Je jugerai du travail du copiste par sa plus ou moins grande fidélité à l’original, de l’œuvre du paysagiste par l’exactitude qui me fait reconnaître un lieu. Consciemment ou non, je demande aux deux premiers de répéter de quelque façon ce que j’ai déjà vu.
Si cette attente est déçue, je parlerai plus volontiers de maladresse de l’exécutant que de déformation originale et signifiante du modèle ; en somme, je protège mon confort en contournant l’appréciation proprement esthétique.
Au mieux, je dirai qu’il y a là quelque chose comme une promesse de talent.
Pour la figuration quasi abstraite du mouvement humain proposé par le troisième, je juge de l’intention par l’agencement, la distribution, l’étagement des volumes à partir de l’enchevêtrement initial des lignes et des taches. Comme il n’y a pas d’objet défini auquel se référer, l’attitude mentale est encore plus fluente, et par voie de conséquence, le jugement reste le plus souvent prudemment évasif. Je pars d’impressions subjectives - qu’elles soient positives, négatives, incertaines- dont l’arrière-plan est toute une culture -ou une inculture- artistique.

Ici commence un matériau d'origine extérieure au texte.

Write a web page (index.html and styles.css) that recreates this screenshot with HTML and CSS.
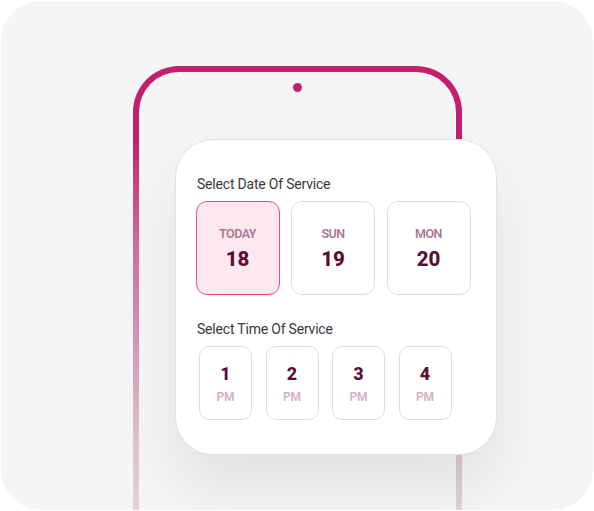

Je peux trancher par décision catégorique, sinon arbitraire : ce n’est là que gribouillage, paraphrase décorative, escamotage du réel -ou au contraire captation allusive et pathétique d’un moment du regard dans la fallacieuse précision des apparences.
Je peux, je peux, oui... Je peux aussi consentir simplement -comme à un don de la grâce- à cet émoi qui me tend vers l’espace de la toile : un agencement inédit de couleurs et de formes ouvre mon œil à la perception d’un monde possible, un monde d’ailleurs qui tire à lui le monde d’ici pour l’irriguer de sa sève. Je vis là, authentiquement, l’aventure esthétique, le pari jumelé au geste créateur du peintre.
Vénus n’en finit pas de naître et de renaître de l’écume de la mer.